What is required:
Comb through the entries for "page" and pull out each line that holds it.

Given records:
==============================
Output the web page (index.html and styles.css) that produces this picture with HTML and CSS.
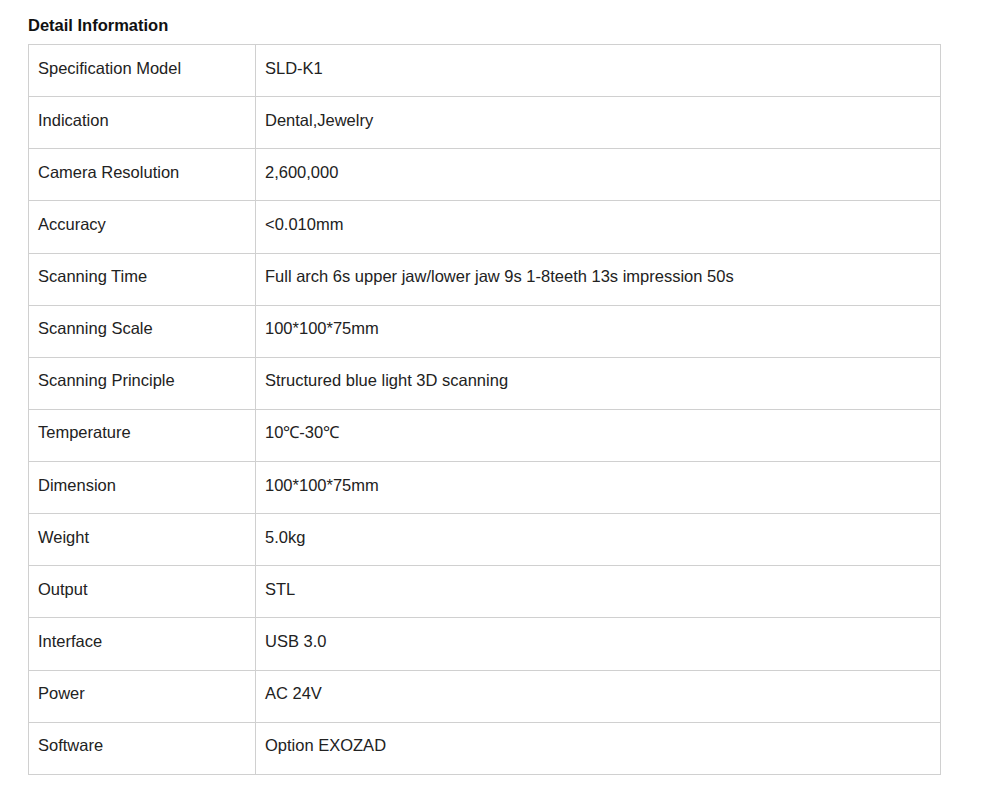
==============================
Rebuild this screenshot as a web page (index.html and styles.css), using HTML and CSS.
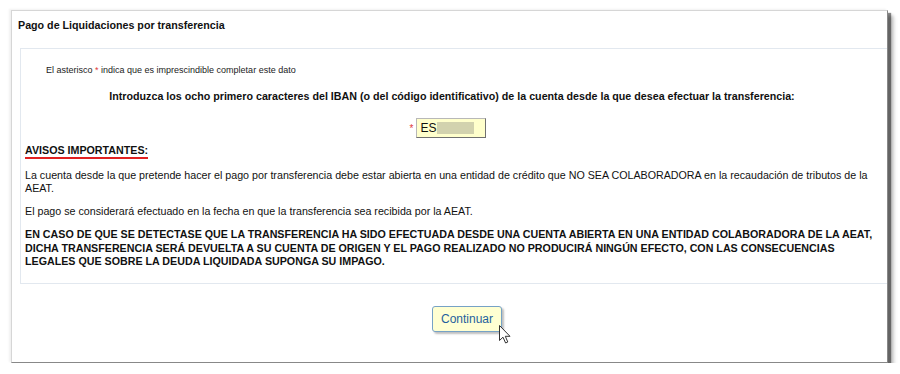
==============================
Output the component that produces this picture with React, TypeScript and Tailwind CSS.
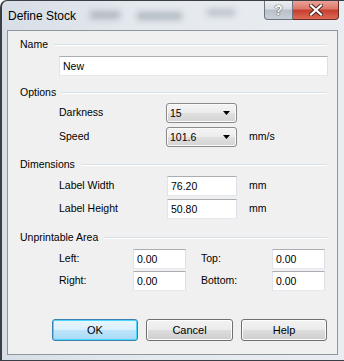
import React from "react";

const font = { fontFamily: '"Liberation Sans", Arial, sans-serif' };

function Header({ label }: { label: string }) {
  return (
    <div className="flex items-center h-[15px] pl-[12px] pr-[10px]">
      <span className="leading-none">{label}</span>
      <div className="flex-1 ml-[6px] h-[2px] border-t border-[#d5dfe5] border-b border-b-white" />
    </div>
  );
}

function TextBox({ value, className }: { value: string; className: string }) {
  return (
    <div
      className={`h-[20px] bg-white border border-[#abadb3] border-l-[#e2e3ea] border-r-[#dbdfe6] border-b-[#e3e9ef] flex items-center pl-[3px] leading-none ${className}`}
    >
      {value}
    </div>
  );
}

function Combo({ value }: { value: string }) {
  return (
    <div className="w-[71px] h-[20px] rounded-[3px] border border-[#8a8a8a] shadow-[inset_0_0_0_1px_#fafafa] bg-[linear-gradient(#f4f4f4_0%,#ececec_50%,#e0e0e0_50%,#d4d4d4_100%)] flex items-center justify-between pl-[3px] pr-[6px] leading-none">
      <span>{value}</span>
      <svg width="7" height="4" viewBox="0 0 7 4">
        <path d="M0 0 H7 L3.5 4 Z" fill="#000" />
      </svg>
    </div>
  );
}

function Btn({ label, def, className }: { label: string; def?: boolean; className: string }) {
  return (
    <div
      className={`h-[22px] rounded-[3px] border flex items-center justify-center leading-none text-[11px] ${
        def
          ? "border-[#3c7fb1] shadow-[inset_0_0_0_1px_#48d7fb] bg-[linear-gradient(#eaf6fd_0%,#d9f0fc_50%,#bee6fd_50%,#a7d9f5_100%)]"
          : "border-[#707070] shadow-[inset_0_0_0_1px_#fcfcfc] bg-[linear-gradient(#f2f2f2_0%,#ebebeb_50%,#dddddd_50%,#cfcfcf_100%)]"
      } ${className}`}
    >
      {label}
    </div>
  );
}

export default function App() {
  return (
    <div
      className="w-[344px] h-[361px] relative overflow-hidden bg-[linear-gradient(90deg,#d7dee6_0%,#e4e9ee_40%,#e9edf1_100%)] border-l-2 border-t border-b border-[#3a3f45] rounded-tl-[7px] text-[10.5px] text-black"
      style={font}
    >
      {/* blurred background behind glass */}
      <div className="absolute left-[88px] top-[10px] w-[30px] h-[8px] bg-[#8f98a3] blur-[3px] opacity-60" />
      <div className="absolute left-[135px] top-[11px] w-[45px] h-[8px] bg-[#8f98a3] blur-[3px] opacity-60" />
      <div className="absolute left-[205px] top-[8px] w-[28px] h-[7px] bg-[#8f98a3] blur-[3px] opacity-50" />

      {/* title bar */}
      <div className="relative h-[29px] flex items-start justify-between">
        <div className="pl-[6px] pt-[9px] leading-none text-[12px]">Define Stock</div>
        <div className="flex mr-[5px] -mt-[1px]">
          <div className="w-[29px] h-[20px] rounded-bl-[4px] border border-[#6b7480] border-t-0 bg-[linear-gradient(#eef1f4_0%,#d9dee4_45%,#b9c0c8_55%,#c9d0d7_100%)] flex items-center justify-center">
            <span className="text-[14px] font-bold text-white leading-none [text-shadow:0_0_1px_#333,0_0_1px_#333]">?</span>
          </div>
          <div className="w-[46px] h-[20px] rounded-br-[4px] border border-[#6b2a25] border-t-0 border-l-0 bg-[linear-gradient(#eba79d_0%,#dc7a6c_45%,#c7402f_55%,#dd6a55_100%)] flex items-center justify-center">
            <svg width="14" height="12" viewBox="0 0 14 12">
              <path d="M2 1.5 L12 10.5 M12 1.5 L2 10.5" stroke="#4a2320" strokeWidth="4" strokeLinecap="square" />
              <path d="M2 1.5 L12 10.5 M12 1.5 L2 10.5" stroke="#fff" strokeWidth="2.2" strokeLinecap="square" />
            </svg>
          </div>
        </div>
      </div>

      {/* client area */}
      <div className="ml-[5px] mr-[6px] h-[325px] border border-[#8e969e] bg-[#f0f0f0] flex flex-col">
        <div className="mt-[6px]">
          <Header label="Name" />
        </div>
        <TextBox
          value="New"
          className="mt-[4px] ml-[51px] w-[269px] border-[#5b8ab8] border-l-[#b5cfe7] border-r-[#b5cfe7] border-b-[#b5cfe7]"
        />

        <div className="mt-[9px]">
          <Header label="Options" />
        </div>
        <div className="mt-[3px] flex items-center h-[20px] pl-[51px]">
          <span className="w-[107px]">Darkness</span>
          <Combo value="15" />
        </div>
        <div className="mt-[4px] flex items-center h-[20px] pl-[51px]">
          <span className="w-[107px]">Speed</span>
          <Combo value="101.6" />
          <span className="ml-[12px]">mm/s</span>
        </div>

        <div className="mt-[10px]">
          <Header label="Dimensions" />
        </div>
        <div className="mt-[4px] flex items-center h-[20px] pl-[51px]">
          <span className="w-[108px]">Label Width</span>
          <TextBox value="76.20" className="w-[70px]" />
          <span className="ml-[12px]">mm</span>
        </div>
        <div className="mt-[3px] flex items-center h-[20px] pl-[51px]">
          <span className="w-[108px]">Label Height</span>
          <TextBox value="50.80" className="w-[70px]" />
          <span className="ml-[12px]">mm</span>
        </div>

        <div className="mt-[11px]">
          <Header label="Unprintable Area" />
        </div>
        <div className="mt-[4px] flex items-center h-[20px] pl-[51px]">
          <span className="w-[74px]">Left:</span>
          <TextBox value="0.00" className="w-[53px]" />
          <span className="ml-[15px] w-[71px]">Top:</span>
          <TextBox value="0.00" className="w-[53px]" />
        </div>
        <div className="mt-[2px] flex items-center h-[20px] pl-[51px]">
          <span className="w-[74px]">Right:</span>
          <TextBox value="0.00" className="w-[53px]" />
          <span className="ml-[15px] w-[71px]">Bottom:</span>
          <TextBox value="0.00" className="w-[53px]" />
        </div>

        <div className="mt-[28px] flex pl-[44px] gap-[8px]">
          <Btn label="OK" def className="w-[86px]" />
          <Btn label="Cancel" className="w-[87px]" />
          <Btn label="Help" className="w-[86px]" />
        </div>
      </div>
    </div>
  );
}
==============================
Solved problem:
Output the web page (index.html and styles.css) that produces this picture with HTML and CSS.
Rebuild this screenshot as a web page (index.html and styles.css), using HTML and CSS.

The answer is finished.